Write out the full listing exactly as given, minus the images.

BEGIN SOURCE DATA

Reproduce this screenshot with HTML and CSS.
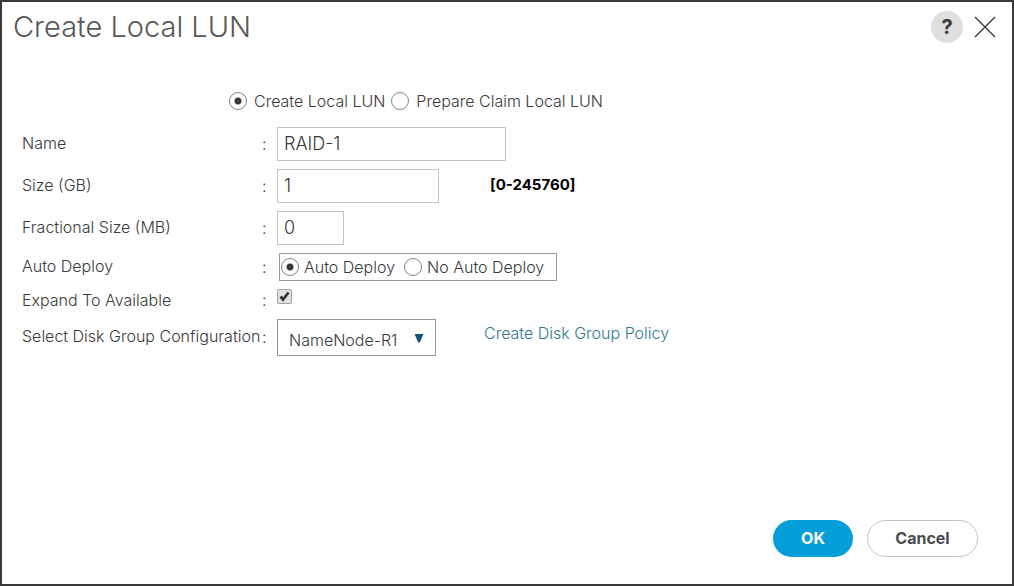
FILE: index.html
```
<!DOCTYPE html>
<html lang="en">
<head>
  <meta charset="UTF-8">
  <title>Create Local LUN</title>
  <link rel="stylesheet" href="styles.css">
</head>
<body>
<form class="dialog">
  <header class="dialog-header">
    <h1>Create Local LUN</h1>
    <button type="button" class="help" aria-label="Help">?</button>
    <button type="button" class="close" aria-label="Close">
      <svg width="22" height="22" viewBox="0 0 22 22"><path d="M1 1L21 21M21 1L1 21" fill="none" stroke="#39393b" stroke-width="1.4"/></svg>
    </button>
  </header>

  <main class="dialog-body">
    <div class="mode">
      <label><input type="radio" name="mode" checked> Create Local LUN</label>
      <label><input type="radio" name="mode"> Prepare Claim Local LUN</label>
    </div>

    <div class="row">
      <label class="caption" for="name">Name</label><span class="colon">:</span>
      <input type="text" id="name" class="wide" value="RAID-1">
    </div>
    <div class="row">
      <label class="caption" for="size">Size (GB)</label><span class="colon">:</span>
      <input type="text" id="size" class="medium" value="1">
      <b class="range">[0-245760]</b>
    </div>
    <div class="row">
      <label class="caption" for="fraction">Fractional Size (MB)</label><span class="colon">:</span>
      <input type="text" id="fraction" class="narrow" value="0">
    </div>
    <div class="row row-deploy">
      <span class="caption" id="deploy-label">Auto Deploy</span><span class="colon">:</span>
      <div class="deploy" role="radiogroup" aria-labelledby="deploy-label">
        <label><input type="radio" name="deploy" checked> Auto Deploy</label>
        <label><input type="radio" name="deploy"> No Auto Deploy</label>
      </div>
    </div>
    <div class="row row-expand">
      <label class="caption" for="expand">Expand To Available</label><span class="colon">:</span>
      <input type="checkbox" id="expand" checked>
    </div>
    <div class="row row-group">
      <label class="caption" for="group">Select Disk Group Configuration</label><span class="colon">:</span>
      <div class="select">
        <select id="group"><option>NameNode-R1</option></select>
        <svg class="arrow" width="10" height="9" viewBox="0 0 10 9"><path d="M0.5 0H9.5L5.8 8.5H4.2Z" fill="#13527c"/></svg>
      </div>
      <a href="#" class="policy">Create Disk Group Policy</a>
    </div>
  </main>

  <footer class="dialog-footer">
    <button type="submit" class="ok">OK</button>
    <button type="button" class="cancel">Cancel</button>
  </footer>
</form>
</body>
</html>
```
FILE: styles.css
```
* { box-sizing: border-box; }
body { margin: 0; background: #fff; color: #39393b; font: 300 16px/20px Inter, "Open Sans", sans-serif; }
button, input, select { font: inherit; color: inherit; }
button { padding: 0; cursor: pointer; }

.dialog { display: flex; flex-direction: column; min-height: 100vh; border: 2px solid #39393b; }

.dialog-header { display: flex; align-items: center; padding: 7px 16px 0 11px; }
.dialog-header h1 { flex: 1; margin: 0; font-size: 29px; line-height: 36px; font-weight: 300; color: #58585b; }
.help { width: 32px; height: 32px; border: 0; border-radius: 50%; background: #dfdfdf; font-size: 20px; font-weight: 700; }
.close { display: flex; margin-left: 11px; border: 0; background: none; }

.dialog-body { flex: 1; padding: 46px 20px 0; }
.mode { display: flex; gap: 6px; padding: 0 0 12px 207px; }
.mode label, .deploy label { display: flex; align-items: center; gap: 7px; white-space: nowrap; }

input[type="radio"] {
  appearance: none;
  flex: none;
  width: 18px;
  height: 18px;
  margin: 0;
  border: 1px solid #858587;
  border-radius: 50%;
  background: #fff;
}
input[type="radio"]:checked { background: radial-gradient(circle, #39393b 3px, transparent 4px); }

.row { display: flex; align-items: center; height: 42px; }
.caption { flex: none; width: 240px; padding-bottom: 2px; white-space: nowrap; }
.colon { flex: none; width: 15px; }

input[type="text"] { height: 34px; padding: 0 6px 2px; border: 1px solid #c4c4c4; background: #fff; font-size: 18px; }
.wide { width: 229px; }
.medium { width: 162px; }
.narrow { width: 67px; }
.range { margin-left: 51px; padding-bottom: 2px; color: #000; font-size: 15px; font-weight: 700; }

.row-deploy { height: 36px; }
.deploy { display: flex; gap: 9px; height: 28px; margin-left: 2px; padding: 0 12px 0 1px; border: 1px solid #98989a; }
.deploy label { gap: 5px; }

.row-expand { height: 30px; }
.row-expand .caption { padding-bottom: 0; }
input[type="checkbox"] {
  appearance: none;
  width: 15px;
  height: 15px;
  margin: 0 0 7px;
  border: 1px solid #a3a3a3;
  border-radius: 2px;
  background: #e2e2e2 url("data:image/svg+xml,%3Csvg xmlns='http://www.w3.org/2000/svg' viewBox='0 0 13 13'%3E%3Cpath d='M2.5 6.5L5 9.5L10.5 2.5' fill='none' stroke='%23333' stroke-width='2.8'/%3E%3C/svg%3E");
}

.row-group { height: 44px; }
.select { position: relative; }
.select select { appearance: none; display: block; width: 159px; height: 37px; padding: 5px 30px 0 11px; border: 1px solid #98989a; border-radius: 0; background: #fff; }
.arrow { position: absolute; right: 12px; top: 15px; pointer-events: none; }
.policy { margin-left: 48px; padding-bottom: 8px; color: #2f7896; text-decoration: none; }

.dialog-footer { display: flex; justify-content: flex-end; gap: 14px; padding: 0 34px 27px; }
.dialog-footer button { height: 37px; padding-bottom: 2px; border-radius: 19px; font-weight: 700; }
.ok { width: 80px; border: 0; background: #049fd9; color: #fff; }
.cancel { width: 111px; border: 1px solid #c4c4c4; background: #fff; color: #4b4b4e; }
```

END SOURCE DATA

THE SOLUTION
Reproduce this screenshot with HTML and CSS.
FILE: index.html
```
<!DOCTYPE html>
<html lang="en">
<head>
  <meta charset="UTF-8">
  <title>Create Local LUN</title>
  <link rel="stylesheet" href="styles.css">
</head>
<body>
<form class="dialog">
  <header class="dialog-header">
    <h1>Create Local LUN</h1>
    <button type="button" class="help" aria-label="Help">?</button>
    <button type="button" class="close" aria-label="Close">
      <svg width="22" height="22" viewBox="0 0 22 22"><path d="M1 1L21 21M21 1L1 21" fill="none" stroke="#39393b" stroke-width="1.4"/></svg>
    </button>
  </header>

  <main class="dialog-body">
    <div class="mode">
      <label><input type="radio" name="mode" checked> Create Local LUN</label>
      <label><input type="radio" name="mode"> Prepare Claim Local LUN</label>
    </div>

    <div class="row">
      <label class="caption" for="name">Name</label><span class="colon">:</span>
      <input type="text" id="name" class="wide" value="RAID-1">
    </div>
    <div class="row">
      <label class="caption" for="size">Size (GB)</label><span class="colon">:</span>
      <input type="text" id="size" class="medium" value="1">
      <b class="range">[0-245760]</b>
    </div>
    <div class="row">
      <label class="caption" for="fraction">Fractional Size (MB)</label><span class="colon">:</span>
      <input type="text" id="fraction" class="narrow" value="0">
    </div>
    <div class="row row-deploy">
      <span class="caption" id="deploy-label">Auto Deploy</span><span class="colon">:</span>
      <div class="deploy" role="radiogroup" aria-labelledby="deploy-label">
        <label><input type="radio" name="deploy" checked> Auto Deploy</label>
        <label><input type="radio" name="deploy"> No Auto Deploy</label>
      </div>
    </div>
    <div class="row row-expand">
      <label class="caption" for="expand">Expand To Available</label><span class="colon">:</span>
      <input type="checkbox" id="expand" checked>
    </div>
    <div class="row row-group">
      <label class="caption" for="group">Select Disk Group Configuration</label><span class="colon">:</span>
      <div class="select">
        <select id="group"><option>NameNode-R1</option></select>
        <svg class="arrow" width="10" height="9" viewBox="0 0 10 9"><path d="M0.5 0H9.5L5.8 8.5H4.2Z" fill="#13527c"/></svg>
      </div>
      <a href="#" class="policy">Create Disk Group Policy</a>
    </div>
  </main>

  <footer class="dialog-footer">
    <button type="submit" class="ok">OK</button>
    <button type="button" class="cancel">Cancel</button>
  </footer>
</form>
</body>
</html>
```
FILE: styles.css
```
* { box-sizing: border-box; }
body { margin: 0; background: #fff; color: #39393b; font: 300 16px/20px Inter, "Open Sans", sans-serif; }
button, input, select { font: inherit; color: inherit; }
button { padding: 0; cursor: pointer; }

.dialog { display: flex; flex-direction: column; min-height: 100vh; border: 2px solid #39393b; }

.dialog-header { display: flex; align-items: center; padding: 7px 16px 0 11px; }
.dialog-header h1 { flex: 1; margin: 0; font-size: 29px; line-height: 36px; font-weight: 300; color: #58585b; }
.help { width: 32px; height: 32px; border: 0; border-radius: 50%; background: #dfdfdf; font-size: 20px; font-weight: 700; }
.close { display: flex; margin-left: 11px; border: 0; background: none; }

.dialog-body { flex: 1; padding: 46px 20px 0; }
.mode { display: flex; gap: 6px; padding: 0 0 12px 207px; }
.mode label, .deploy label { display: flex; align-items: center; gap: 7px; white-space: nowrap; }

input[type="radio"] {
  appearance: none;
  flex: none;
  width: 18px;
  height: 18px;
  margin: 0;
  border: 1px solid #858587;
  border-radius: 50%;
  background: #fff;
}
input[type="radio"]:checked { background: radial-gradient(circle, #39393b 3px, transparent 4px); }

.row { display: flex; align-items: center; height: 42px; }
.caption { flex: none; width: 240px; padding-bottom: 2px; white-space: nowrap; }
.colon { flex: none; width: 15px; }

input[type="text"] { height: 34px; padding: 0 6px 2px; border: 1px solid #c4c4c4; background: #fff; font-size: 18px; }
.wide { width: 229px; }
.medium { width: 162px; }
.narrow { width: 67px; }
.range { margin-left: 51px; padding-bottom: 2px; color: #000; font-size: 15px; font-weight: 700; }

.row-deploy { height: 36px; }
.deploy { display: flex; gap: 9px; height: 28px; margin-left: 2px; padding: 0 12px 0 1px; border: 1px solid #98989a; }
.deploy label { gap: 5px; }

.row-expand { height: 30px; }
.row-expand .caption { padding-bottom: 0; }
input[type="checkbox"] {
  appearance: none;
  width: 15px;
  height: 15px;
  margin: 0 0 7px;
  border: 1px solid #a3a3a3;
  border-radius: 2px;
  background: #e2e2e2 url("data:image/svg+xml,%3Csvg xmlns='http://www.w3.org/2000/svg' viewBox='0 0 13 13'%3E%3Cpath d='M2.5 6.5L5 9.5L10.5 2.5' fill='none' stroke='%23333' stroke-width='2.8'/%3E%3C/svg%3E");
}

.row-group { height: 44px; }
.select { position: relative; }
.select select { appearance: none; display: block; width: 159px; height: 37px; padding: 5px 30px 0 11px; border: 1px solid #98989a; border-radius: 0; background: #fff; }
.arrow { position: absolute; right: 12px; top: 15px; pointer-events: none; }
.policy { margin-left: 48px; padding-bottom: 8px; color: #2f7896; text-decoration: none; }

.dialog-footer { display: flex; justify-content: flex-end; gap: 14px; padding: 0 34px 27px; }
.dialog-footer button { height: 37px; padding-bottom: 2px; border-radius: 19px; font-weight: 700; }
.ok { width: 80px; border: 0; background: #049fd9; color: #fff; }
.cancel { width: 111px; border: 1px solid #c4c4c4; background: #fff; color: #4b4b4e; }
```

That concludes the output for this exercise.